Some places even reshape themselves entirely around those new visitors. Take Morzine in the French Alps—where so many Brits vacation that it’s jokingly called the British Alps. You often hear more English than French, and there’s even a fish and chips shop. The reason? Cheap flights from London to Geneva and an easy 1h10m transfer. Over time, what was once a French ski town has taken on a new identity. Is that a loss or an evolution? It depends who you ask.
For me, the best I can do is to share thoughtfully. Sometimes that means saying no to sending someone I barely know a list, or deciding not to post. Other times, it means tailoring a suggestion with painstaking detail for someone I love and care about, making sure that what I recommend will truly resonate.
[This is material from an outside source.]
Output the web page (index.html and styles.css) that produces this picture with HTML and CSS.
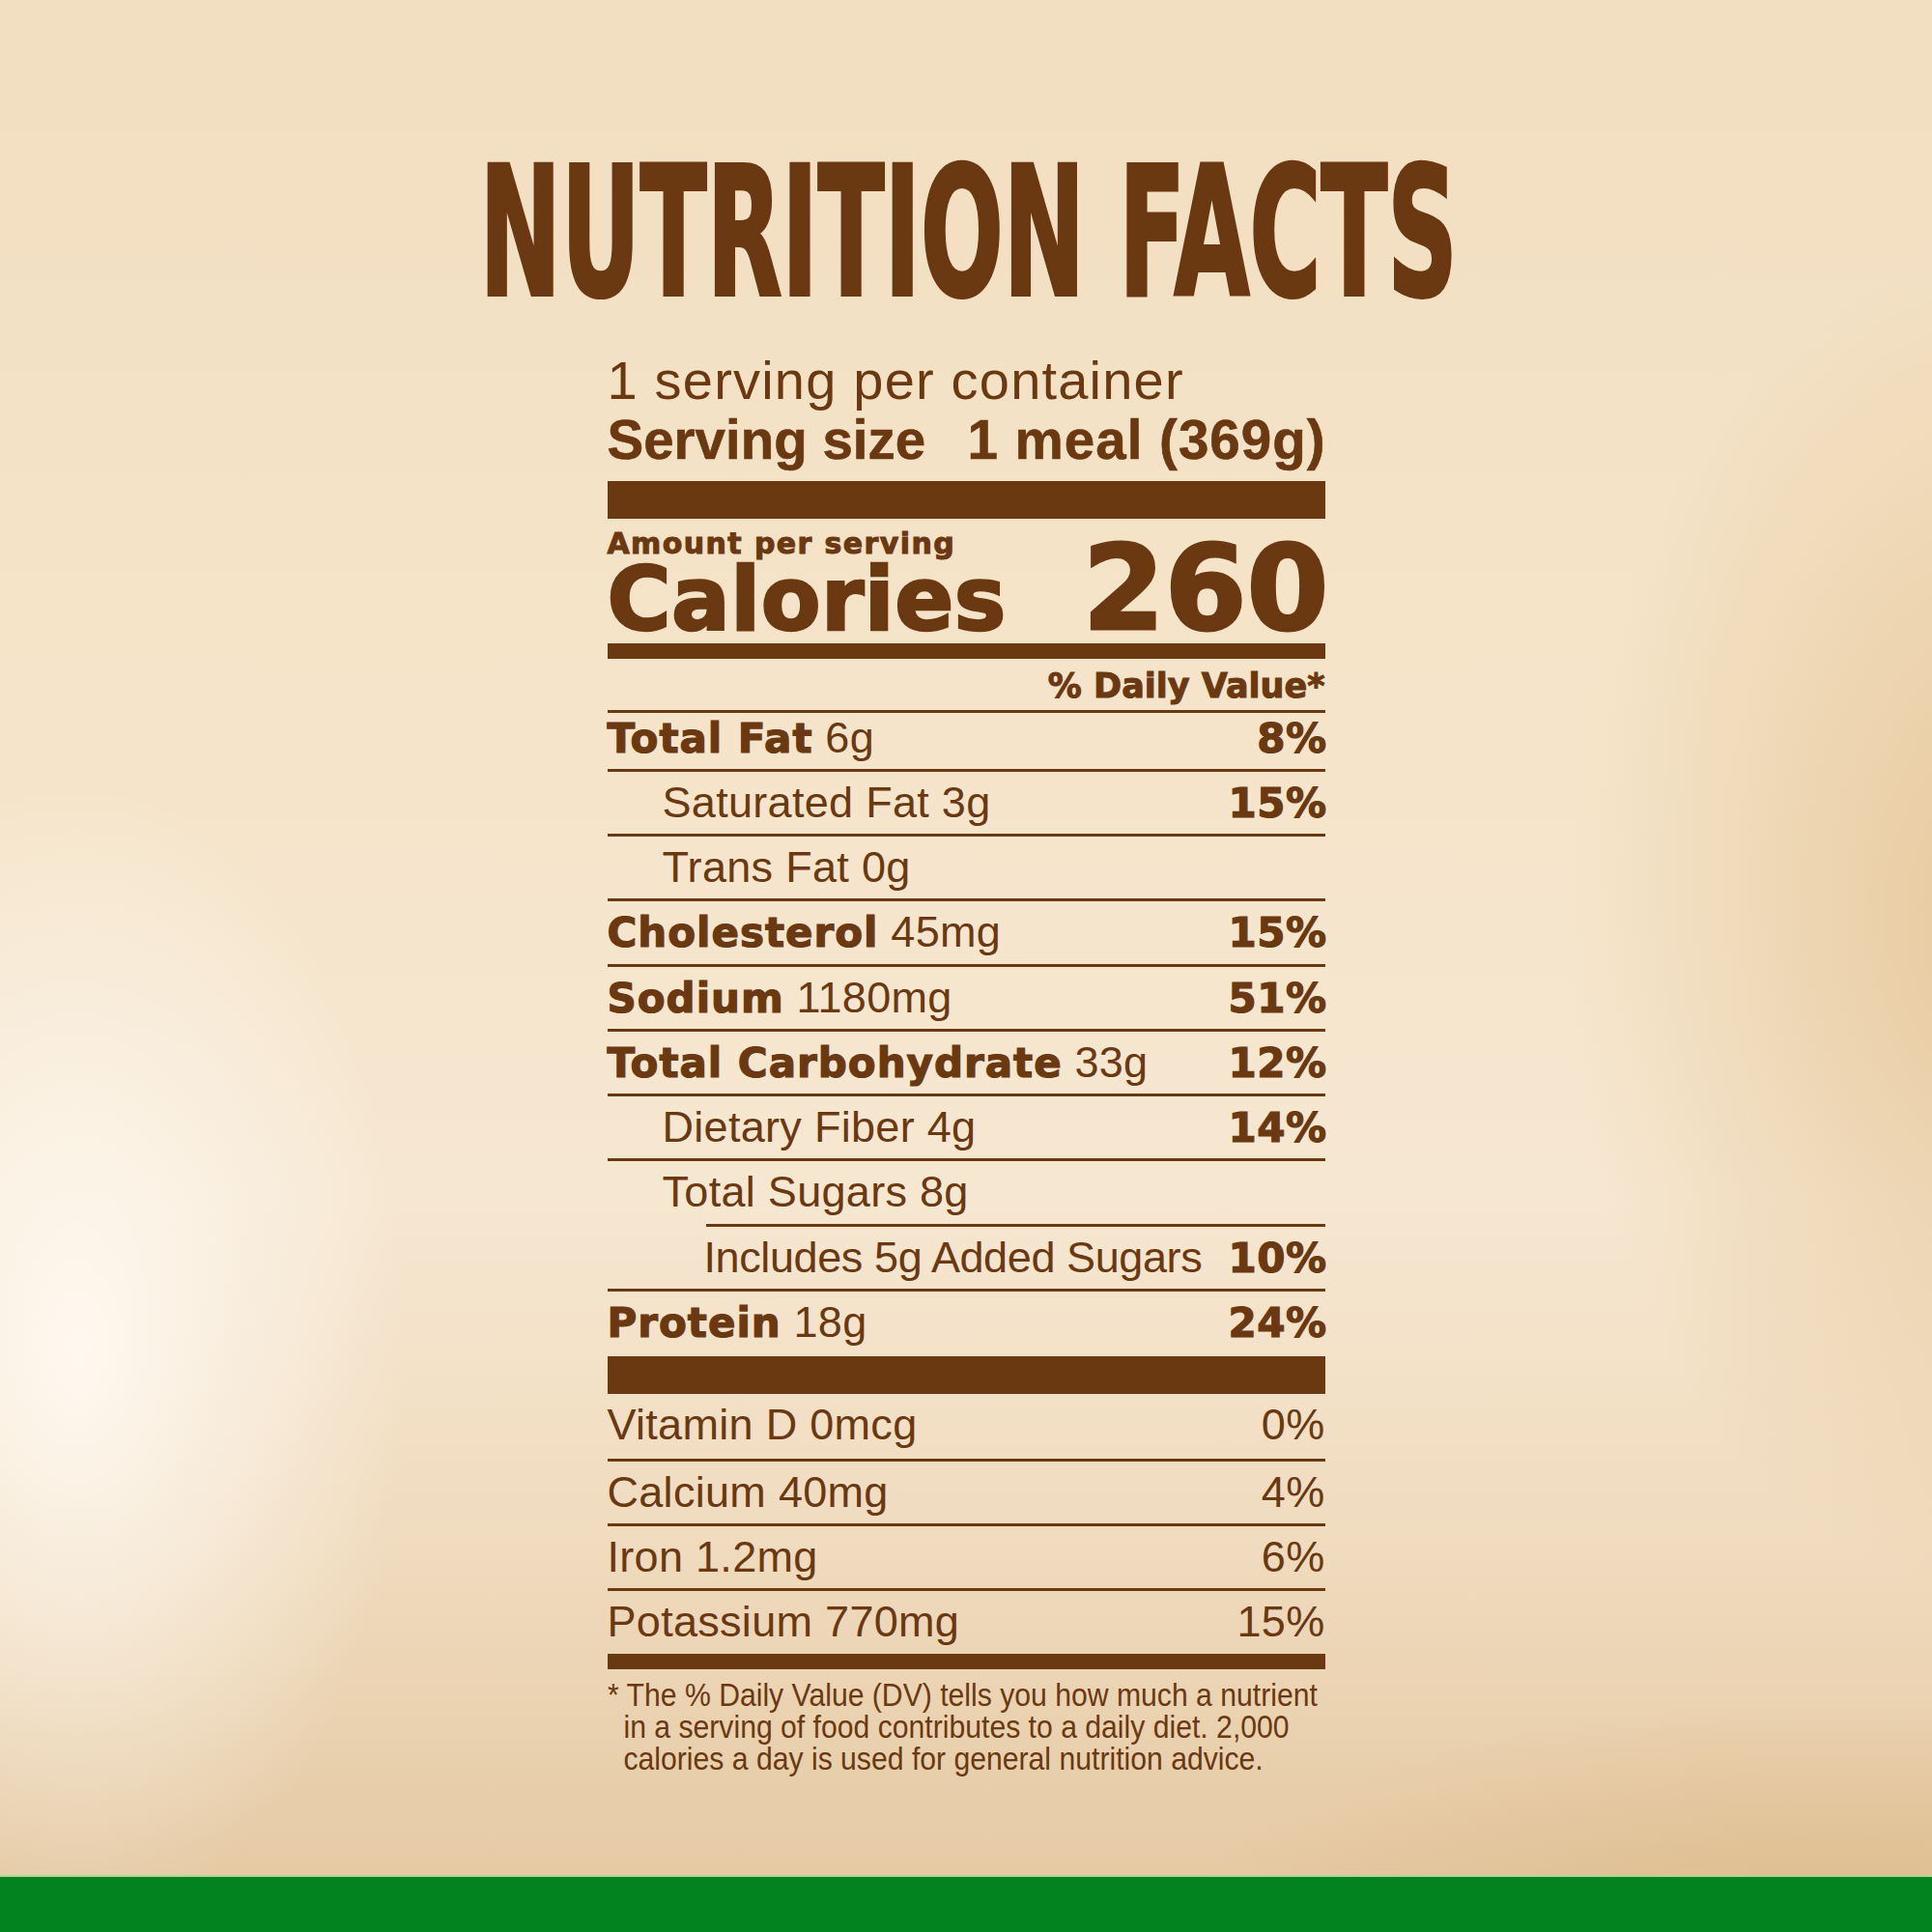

Other times still, it means shouting about something I love from the rooftops, hoping it will get the ample recognition it deserves.
But every once in a while, it means trusting that the best moments are not easily planned or replicated—that they’ll unfold, unexpectedly, too.
I’m glad I’m not the only one who feels this way 🙌🏾 some places discovered seem better kept for friends and family rather than risking tourists ruining it for the locals. I also agree with the part about the magic being in the connection of how you found the place. I’ve had so many moments like that and the repeated kindness of strangers gives me hope for the world
Bittersweet. This essay reminded me of something I’d read somewhere, some time ago: folks so eager to catch the perfect photograph, yet failing to appreciate being ‘present.’
Eons ago I lived at the foothills of Northern Colorado, and had longed to return, but that fancy has now faded by the rise in population and the age of social media. One thing that time cannot take away from me is the memory of being within that enclave of beauty, way, way, way back in the day.